How will this affect divorce law proceedings in the future?

Well for starters, the bill only bans permanent alimony and does not affect other types of alimony such as durational, rehabilitative, or bridge-the-gap.  The bill also takes into account whether both parents share equal custody of the child.  Alimony will not necessarily be granted to lower income earner for child support if found that both parents have equal time sharing, unless it is shown to be in the best interest of the child.

The Senate also added amendments to the bill taking into account the length of the marriage.  It was determined that marriages under 11 years were considered short term, 11-19 years mid term and anything 20 or more years as long term.  The presumption being the longer the marriage, the more alimony awarded.  Under short term marriages it will be made harder for alimony to be granted.  If alimony is granted then the maximum amount of alimony awarded is 25 percent of the obligor’s gross monthly income.  For mid term marriages the maximum alimony awarded will be capped at 35% of the monthly income and for long term marriages it is 38 percent.

How will it affect the divorce agreements already settled?

Here comes the controversy.  Divorce agreements settled prior to July 2013 that were short or mid term marriages can be changed.  If the spouse has received alimony for longer than 50 percent of the duration of the marriage, the alimony agreement can be altered.  Long term marriages are less likely to be changed.  The only way for these existing alimony agreements to be reopened is if there was misrepresentation at the original settlement.

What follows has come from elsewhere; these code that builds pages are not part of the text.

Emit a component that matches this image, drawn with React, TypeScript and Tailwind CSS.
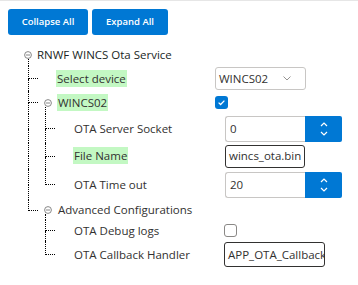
import React from 'react';

const FONT = "font-['Open_Sans','Noto_Sans',sans-serif]";

const MinusCircle = () => (
  <svg width="8" height="8" viewBox="0 0 8 8" className="block">
    <circle cx="4" cy="4" r="3.4" fill="none" stroke="#7a7a7a" strokeWidth="0.9" />
    <line x1="2" y1="4" x2="6" y2="4" stroke="#7a7a7a" strokeWidth="0.9" />
  </svg>
);

// one guide column of the tree: vertical dotted line, optional elbow into the row
const Guide = ({ elbow, last, through }: { elbow?: boolean; last?: boolean; through?: boolean }) => (
  <div className="flex flex-col w-[10px] h-full shrink-0">
    <div
      className={`flex-1 ${through || elbow ? 'border-l border-dotted border-black' : ''} ${
        elbow ? 'border-b' : ''
      }`}
    />
    <div className={`flex-1 ${(through || (elbow && !last)) ? 'border-l border-dotted border-black' : ''}`} />
  </div>
);

const Toggle = ({ open = true }: { open?: boolean }) => (
  <div className="flex flex-col h-full w-[8px] shrink-0">
    <div className="flex-1" />
    <MinusCircle />
    <div className={`flex-1 ${open ? 'ml-[1px] border-l border-dotted border-black' : ''}`} />
  </div>
);

const Label = ({ text, hl }: { text: string; hl?: boolean }) => (
  <span className={`px-[1px] py-[1px] leading-[16px] whitespace-nowrap ${hl ? 'bg-[#c3f8c3]' : ''}`}>{text}</span>
);

const Checkbox = ({ checked }: { checked?: boolean }) =>
  checked ? (
    <div className="w-[13px] h-[13px] rounded-[3px] bg-[#0078d4] flex items-center justify-center">
      <svg width="9" height="9" viewBox="0 0 9 9">
        <path d="M1.6 4.6 L3.6 6.5 L7.4 2.6" fill="none" stroke="white" strokeWidth="1.3" />
      </svg>
    </div>
  ) : (
    <div className="w-[13px] h-[13px] rounded-[3px] border border-[#8a8886] bg-white" />
  );

const Spin = ({ value }: { value: string }) => (
  <div className="flex h-[26px]">
    <div className="w-[80px] h-full border border-[#c8c6c4] border-r-0 rounded-l-[3px] px-[4px] flex items-center">
      {value}
    </div>
    <div className="w-[37px] h-full bg-[#0078d4] rounded-r-[2px] flex flex-col items-center justify-center gap-[4px]">
      <svg width="8" height="5" viewBox="0 0 8 5">
        <path d="M1 4 L4 1 L7 4" fill="none" stroke="white" strokeWidth="1.2" />
      </svg>
      <svg width="8" height="5" viewBox="0 0 8 5">
        <path d="M1 1 L4 4 L7 1" fill="none" stroke="white" strokeWidth="1.2" />
      </svg>
    </div>
  </div>
);

const TextBox = ({ value, w, h }: { value: string; w: string; h: string }) => (
  <div className={`${w} ${h} border border-[#323130] rounded-[3px] px-[3px] flex items-center overflow-hidden whitespace-nowrap`}>
    {value}
  </div>
);

export default function App() {
  return (
    <div className={`w-[358px] h-[285px] bg-white border-t border-[#e6e6e6] text-[11.5px] text-[#323130] ${FONT}`}>
      <div className="flex gap-[4px] pl-[8px] pt-[8px]">
        <button className="w-[80px] h-[26px] rounded-[3px] bg-[#0078d4] text-white text-[9.5px] font-semibold">
          Collapse All
        </button>
        <button className="w-[76px] h-[26px] rounded-[3px] bg-[#0078d4] text-white text-[9.5px] font-semibold">
          Expand All
        </button>
      </div>

      <div className="mt-[9px] flex flex-col">
        {/* root */}
        <div className="flex items-center h-[22px]">
          <div className="w-[24px] shrink-0" />
          <div className="flex flex-col h-full w-[8px] shrink-0">
            <div className="flex-1" />
            <MinusCircle />
            <div className="flex-1 ml-[4px] border-l border-dotted border-black" />
          </div>
          <div className="w-[5px]" />
          <span className="text-[#201f1e] whitespace-nowrap">RNWF WINCS Ota Service</span>
        </div>

        {/* Select device */}
        <div className="flex items-center h-[25px]">
          <div className="w-[28px] shrink-0" />
          <Guide elbow />
          <div className="w-[18px] shrink-0" />
          <div className="w-[159px] shrink-0">
            <Label text="Select device" hl />
          </div>
          <div className="w-[91px] h-[23px] border border-[#c8c6c4] rounded-[3px] flex items-center justify-between pl-[3px] pr-[14px]">
            <span>WINCS02</span>
            <svg width="8" height="5" viewBox="0 0 8 5">
              <path d="M0.5 0.5 L4 4 L7.5 0.5" fill="none" stroke="#8a8886" strokeWidth="0.9" />
            </svg>
          </div>
        </div>

        {/* WINCS02 */}
        <div className="flex items-center h-[23px]">
          <div className="w-[28px] shrink-0" />
          <Guide elbow />
          <div className="w-[6px] shrink-0" />
          <Toggle />
          <div className="w-[5px] shrink-0" />
          <div className="w-[158px] shrink-0">
            <Label text="WINCS02" hl />
          </div>
          <Checkbox checked />
        </div>

        {/* OTA Server Socket */}
        <div className="flex items-center h-[29px]">
          <div className="w-[28px] shrink-0" />
          <Guide through />
          <div className="w-[7px] shrink-0" />
          <Guide elbow />
          <div className="w-[18px] shrink-0" />
          <div className="w-[152px] shrink-0">
            <Label text="OTA Server Socket" />
          </div>
          <Spin value="0" />
        </div>

        {/* File Name */}
        <div className="flex items-center h-[26px]">
          <div className="w-[28px] shrink-0" />
          <Guide through />
          <div className="w-[7px] shrink-0" />
          <Guide elbow />
          <div className="w-[18px] shrink-0" />
          <div className="w-[152px] shrink-0">
            <Label text="File Name" hl />
          </div>
          <TextBox value="wincs_ota.bin" w="w-[80px]" h="h-[23px]" />
        </div>

        {/* OTA Time out */}
        <div className="flex items-center h-[31px]">
          <div className="w-[28px] shrink-0" />
          <Guide through />
          <div className="w-[7px] shrink-0" />
          <Guide elbow last />
          <div className="w-[18px] shrink-0" />
          <div className="w-[152px] shrink-0">
            <Label text="OTA Time out" />
          </div>
          <Spin value="20" />
        </div>

        {/* Advanced Configurations */}
        <div className="flex items-center h-[20px]">
          <div className="w-[28px] shrink-0" />
          <Guide elbow last />
          <div className="w-[6px] shrink-0" />
          <Toggle />
          <div className="w-[5px] shrink-0" />
          <Label text="Advanced Configurations" />
        </div>

        {/* OTA Debug logs */}
        <div className="flex items-center h-[21px]">
          <div className="w-[45px] shrink-0" />
          <Guide elbow />
          <div className="w-[18px] shrink-0" />
          <div className="w-[151px] shrink-0">
            <Label text="OTA Debug logs" />
          </div>
          <Checkbox />
        </div>

        {/* OTA Callback Handler */}
        <div className="flex items-center h-[27px]">
          <div className="w-[45px] shrink-0" />
          <Guide elbow last />
          <div className="w-[18px] shrink-0" />
          <div className="w-[151px] shrink-0">
            <Label text="OTA Callback Handler" />
          </div>
          <TextBox value="APP_OTA_Callback_Handler" w="w-[101px]" h="h-[25px]" />
        </div>
      </div>
    </div>
  );
}
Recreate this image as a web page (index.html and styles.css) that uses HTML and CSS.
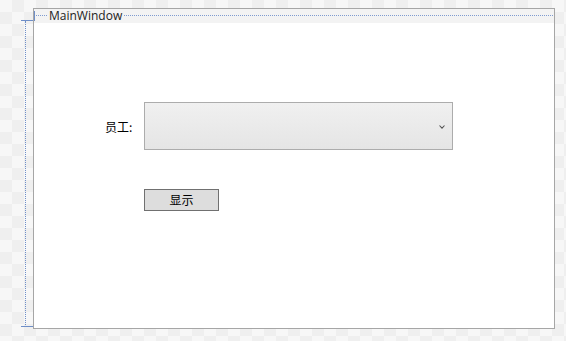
FILE: index.html
```html
<!DOCTYPE html>
<html lang="zh">
<head>
    <meta charset="UTF-8">
    <title>MainWindow</title>
    <link rel="stylesheet" href="styles.css">
</head>
<body>
    <!-- Designer canvas -->
    <div class="canvas">
        <!-- margin guides -->
        <div class="guide-v"></div>
        <div class="guide-tick top"></div>
        <div class="guide-tick bottom"></div>

        <div class="window">
            <div class="title-bar">
                <span class="title-mark"></span>
                <span class="title">MainWindow</span>
            </div>
            <div class="content">
                <div class="row">
                    <label class="label">员工:</label>
                    <div class="combo">
                        <svg class="chevron" width="6" height="4" viewBox="0 0 6 4">
                            <path d="M0.5 0.5 L3 3.2 L5.5 0.5" fill="none" stroke="#555" stroke-width="1.1"/>
                        </svg>
                    </div>
                </div>
                <div class="row buttons">
                    <button class="btn">显示</button>
                </div>
            </div>
        </div>
    </div>
</body>
</html>
```

FILE: styles.css
```css
/* Global */
body {
    margin: 0;
    padding: 0;
    font-family: "Noto Sans CJK SC", "Liberation Sans", sans-serif;
    font-size: 12px;
    color: #000;
}

/* Checkerboard designer surface */
.canvas {
    position: relative;
    width: 566px;
    height: 341px;
    padding: 8px 0 0 33px;
    box-sizing: border-box;
    background-color: #f7f7f7;
    background-image: conic-gradient(#efefef 25%, #f7f7f7 0 50%, #efefef 0 75%, #f7f7f7 0);
    background-size: 24px 24px;
}

/* Margin guides */
.guide-v {
    position: absolute;
    left: 25px;
    top: 21px;
    height: 306px;
    border-left: 1px dotted #6f8fc8;
}
.guide-tick {
    position: absolute;
    left: 21px;
    width: 12px;
    border-top: 1px solid #6f8fc8;
}
.guide-tick.top { top: 20px; }
.guide-tick.bottom { top: 326px; }

/* Window */
.window {
    width: 520px;
    height: 319px;
    border: 1px solid #a6a6a6;
    background: #fff;
    display: flex;
    flex-direction: column;
}
.title-bar {
    position: relative;
    height: 14px;
    background: #f3f3f3;
    display: flex;
    align-items: flex-start;
}
.title-bar::after {
    content: "";
    position: absolute;
    left: 2px;
    right: 1px;
    top: 6px;
    border-top: 1px dotted #7f9bd0;
}
.title-mark {
    width: 1px;
    height: 10px;
    margin-top: 2px;
    background: #6f8fc8;
}
.title {
    position: relative;
    z-index: 1;
    margin-left: 13px;
    padding: 0 1px;
    background: #f3f3f3;
    font-family: "Open Sans", "Liberation Sans", sans-serif;
    font-size: 12px;
    line-height: 13px;
    color: #222;
}

/* Content */
.content {
    padding: 79px 0 0 71px;
}
.row {
    display: flex;
    align-items: center;
}
.label {
    width: 39px;
    font-size: 12px;
}
.combo {
    position: relative;
    width: 307px;
    height: 46px;
    border: 1px solid #acacac;
    background: linear-gradient(#f0f0f0, #e5e5e5);
}
.chevron {
    position: absolute;
    right: 7px;
    top: 22px;
}
.buttons {
    margin-top: 39px;
    padding-left: 39px;
}
.btn {
    width: 75px;
    height: 22px;
    padding: 0;
    border: 1px solid #707070;
    background: #dddddd;
    font-family: "Noto Sans CJK SC", sans-serif;
    font-size: 12px;
    line-height: 18px;
    color: #000;
}
```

For those relying on permanent alimony to sustain their standard of living may need to start saving or think about downsizing.  However, for those who are unfairly saddled with the financial burden of supporting an ex-spouse this ruling may be their light at the end of the tunnel.  Advocators of the bill are hoping that the bill will allow for divorced couples to move on with their lives and eventually dissolve all ties including financial.